DIRECTIONS FOR THIS TASK
Check every line of the material below for the string "page", and return the ones that have it.

::::::

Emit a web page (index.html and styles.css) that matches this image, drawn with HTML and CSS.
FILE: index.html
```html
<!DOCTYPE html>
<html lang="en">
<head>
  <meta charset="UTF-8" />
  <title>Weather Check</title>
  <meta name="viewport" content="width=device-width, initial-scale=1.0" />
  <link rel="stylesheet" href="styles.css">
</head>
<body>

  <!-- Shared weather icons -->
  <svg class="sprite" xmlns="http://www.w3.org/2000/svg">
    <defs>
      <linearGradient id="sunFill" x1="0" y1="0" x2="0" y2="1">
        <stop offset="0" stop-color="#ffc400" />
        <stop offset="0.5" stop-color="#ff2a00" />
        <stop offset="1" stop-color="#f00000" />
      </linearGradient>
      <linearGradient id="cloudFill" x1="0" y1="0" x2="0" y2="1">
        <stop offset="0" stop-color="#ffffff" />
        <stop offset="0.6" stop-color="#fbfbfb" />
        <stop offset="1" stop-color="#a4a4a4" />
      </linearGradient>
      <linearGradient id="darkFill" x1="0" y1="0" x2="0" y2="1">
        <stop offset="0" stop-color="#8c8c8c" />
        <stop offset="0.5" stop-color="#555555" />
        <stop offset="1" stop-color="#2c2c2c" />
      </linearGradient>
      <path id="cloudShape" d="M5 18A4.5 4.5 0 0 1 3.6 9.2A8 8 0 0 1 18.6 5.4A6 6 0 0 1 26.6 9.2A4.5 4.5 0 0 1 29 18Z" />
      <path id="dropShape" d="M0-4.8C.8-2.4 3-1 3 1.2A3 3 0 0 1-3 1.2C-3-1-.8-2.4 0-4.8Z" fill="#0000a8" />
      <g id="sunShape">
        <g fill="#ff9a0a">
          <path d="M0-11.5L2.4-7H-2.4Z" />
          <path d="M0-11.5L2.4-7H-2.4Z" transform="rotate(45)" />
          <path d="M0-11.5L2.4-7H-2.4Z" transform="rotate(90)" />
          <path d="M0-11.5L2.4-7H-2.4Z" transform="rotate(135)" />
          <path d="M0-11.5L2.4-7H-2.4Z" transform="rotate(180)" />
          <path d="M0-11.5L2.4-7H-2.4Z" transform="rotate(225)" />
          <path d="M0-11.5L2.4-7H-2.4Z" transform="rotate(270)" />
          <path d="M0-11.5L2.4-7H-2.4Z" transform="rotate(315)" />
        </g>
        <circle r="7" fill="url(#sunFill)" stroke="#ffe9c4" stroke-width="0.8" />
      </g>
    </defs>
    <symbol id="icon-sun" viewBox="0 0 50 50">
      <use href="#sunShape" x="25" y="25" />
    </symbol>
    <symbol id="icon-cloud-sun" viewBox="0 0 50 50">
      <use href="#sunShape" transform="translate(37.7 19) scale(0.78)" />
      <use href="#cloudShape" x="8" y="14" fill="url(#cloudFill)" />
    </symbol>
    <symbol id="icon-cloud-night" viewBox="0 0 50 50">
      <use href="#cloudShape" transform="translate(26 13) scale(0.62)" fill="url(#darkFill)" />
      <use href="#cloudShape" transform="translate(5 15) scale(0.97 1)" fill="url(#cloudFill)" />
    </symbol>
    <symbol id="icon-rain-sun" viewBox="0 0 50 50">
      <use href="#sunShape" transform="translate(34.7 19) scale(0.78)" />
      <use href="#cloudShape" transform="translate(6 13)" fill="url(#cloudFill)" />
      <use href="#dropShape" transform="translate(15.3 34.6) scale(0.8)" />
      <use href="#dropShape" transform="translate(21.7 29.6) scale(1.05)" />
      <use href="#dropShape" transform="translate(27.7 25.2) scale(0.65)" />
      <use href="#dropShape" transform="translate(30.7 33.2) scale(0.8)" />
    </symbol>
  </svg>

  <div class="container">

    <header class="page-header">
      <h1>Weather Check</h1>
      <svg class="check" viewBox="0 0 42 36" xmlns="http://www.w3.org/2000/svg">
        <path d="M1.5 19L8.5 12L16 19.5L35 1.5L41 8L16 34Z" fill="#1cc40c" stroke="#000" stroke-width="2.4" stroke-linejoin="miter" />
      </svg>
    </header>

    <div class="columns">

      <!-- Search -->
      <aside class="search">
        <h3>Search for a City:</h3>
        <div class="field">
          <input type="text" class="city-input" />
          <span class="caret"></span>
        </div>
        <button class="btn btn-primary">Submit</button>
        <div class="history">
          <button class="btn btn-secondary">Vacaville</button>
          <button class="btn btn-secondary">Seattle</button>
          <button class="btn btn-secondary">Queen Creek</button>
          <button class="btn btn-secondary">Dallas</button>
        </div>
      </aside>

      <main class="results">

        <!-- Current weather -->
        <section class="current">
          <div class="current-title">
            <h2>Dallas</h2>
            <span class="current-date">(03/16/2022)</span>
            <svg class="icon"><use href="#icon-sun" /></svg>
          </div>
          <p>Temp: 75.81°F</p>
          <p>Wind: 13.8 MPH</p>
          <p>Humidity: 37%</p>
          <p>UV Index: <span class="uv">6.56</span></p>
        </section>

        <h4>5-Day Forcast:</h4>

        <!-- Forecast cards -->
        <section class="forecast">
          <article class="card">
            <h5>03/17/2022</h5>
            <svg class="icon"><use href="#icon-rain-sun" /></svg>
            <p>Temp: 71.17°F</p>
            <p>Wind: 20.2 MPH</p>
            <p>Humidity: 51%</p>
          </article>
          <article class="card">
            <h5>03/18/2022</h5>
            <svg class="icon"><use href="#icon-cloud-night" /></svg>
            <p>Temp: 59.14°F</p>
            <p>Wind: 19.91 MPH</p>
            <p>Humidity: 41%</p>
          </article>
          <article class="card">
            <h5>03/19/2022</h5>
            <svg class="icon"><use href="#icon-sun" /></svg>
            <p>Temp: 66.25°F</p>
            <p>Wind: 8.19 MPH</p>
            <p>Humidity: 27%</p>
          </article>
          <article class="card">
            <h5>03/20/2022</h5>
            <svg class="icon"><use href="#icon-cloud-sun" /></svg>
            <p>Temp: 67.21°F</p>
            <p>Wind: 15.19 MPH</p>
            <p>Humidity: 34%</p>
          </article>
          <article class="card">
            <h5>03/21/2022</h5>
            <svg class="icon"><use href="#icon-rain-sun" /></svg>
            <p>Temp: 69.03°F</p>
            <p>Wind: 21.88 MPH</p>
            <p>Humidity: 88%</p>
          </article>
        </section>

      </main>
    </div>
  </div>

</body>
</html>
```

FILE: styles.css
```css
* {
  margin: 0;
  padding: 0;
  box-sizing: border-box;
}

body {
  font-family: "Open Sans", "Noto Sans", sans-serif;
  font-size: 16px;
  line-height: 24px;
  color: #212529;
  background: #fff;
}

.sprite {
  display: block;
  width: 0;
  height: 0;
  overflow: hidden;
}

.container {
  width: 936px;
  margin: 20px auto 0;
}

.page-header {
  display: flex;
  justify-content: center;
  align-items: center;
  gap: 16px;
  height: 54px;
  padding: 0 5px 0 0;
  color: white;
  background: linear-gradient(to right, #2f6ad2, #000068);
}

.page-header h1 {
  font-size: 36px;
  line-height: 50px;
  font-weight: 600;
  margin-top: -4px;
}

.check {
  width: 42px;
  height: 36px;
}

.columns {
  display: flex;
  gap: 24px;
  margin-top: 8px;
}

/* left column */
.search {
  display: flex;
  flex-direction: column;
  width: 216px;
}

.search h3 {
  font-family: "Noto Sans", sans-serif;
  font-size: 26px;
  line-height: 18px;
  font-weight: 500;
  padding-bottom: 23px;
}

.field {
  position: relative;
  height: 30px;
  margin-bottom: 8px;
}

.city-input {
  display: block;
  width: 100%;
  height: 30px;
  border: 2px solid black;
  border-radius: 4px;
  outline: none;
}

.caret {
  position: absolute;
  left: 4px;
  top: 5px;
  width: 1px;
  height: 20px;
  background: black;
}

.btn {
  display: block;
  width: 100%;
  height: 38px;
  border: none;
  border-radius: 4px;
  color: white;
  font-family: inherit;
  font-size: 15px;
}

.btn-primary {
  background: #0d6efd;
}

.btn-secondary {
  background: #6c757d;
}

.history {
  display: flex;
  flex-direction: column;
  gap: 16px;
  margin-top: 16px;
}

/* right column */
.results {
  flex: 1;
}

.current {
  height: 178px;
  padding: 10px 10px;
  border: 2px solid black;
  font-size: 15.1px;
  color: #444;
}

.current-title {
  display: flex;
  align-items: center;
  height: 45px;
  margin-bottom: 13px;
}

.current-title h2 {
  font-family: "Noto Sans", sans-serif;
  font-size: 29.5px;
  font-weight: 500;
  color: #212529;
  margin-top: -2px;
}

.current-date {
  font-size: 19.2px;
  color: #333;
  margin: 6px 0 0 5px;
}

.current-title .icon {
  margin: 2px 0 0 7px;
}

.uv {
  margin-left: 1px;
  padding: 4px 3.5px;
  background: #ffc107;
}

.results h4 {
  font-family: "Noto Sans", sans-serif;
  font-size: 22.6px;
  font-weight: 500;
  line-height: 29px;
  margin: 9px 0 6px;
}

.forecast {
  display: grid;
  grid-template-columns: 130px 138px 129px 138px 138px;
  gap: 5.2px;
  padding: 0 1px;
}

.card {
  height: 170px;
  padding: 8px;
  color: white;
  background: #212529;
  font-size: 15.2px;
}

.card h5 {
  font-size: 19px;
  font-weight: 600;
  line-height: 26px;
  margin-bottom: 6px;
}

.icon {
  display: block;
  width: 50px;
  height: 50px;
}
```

::::::

WRITTEN SOLUTION
Emit a web page (index.html and styles.css) that matches this image, drawn with HTML and CSS.
    <header class="page-header">
.page-header {
.page-header h1 {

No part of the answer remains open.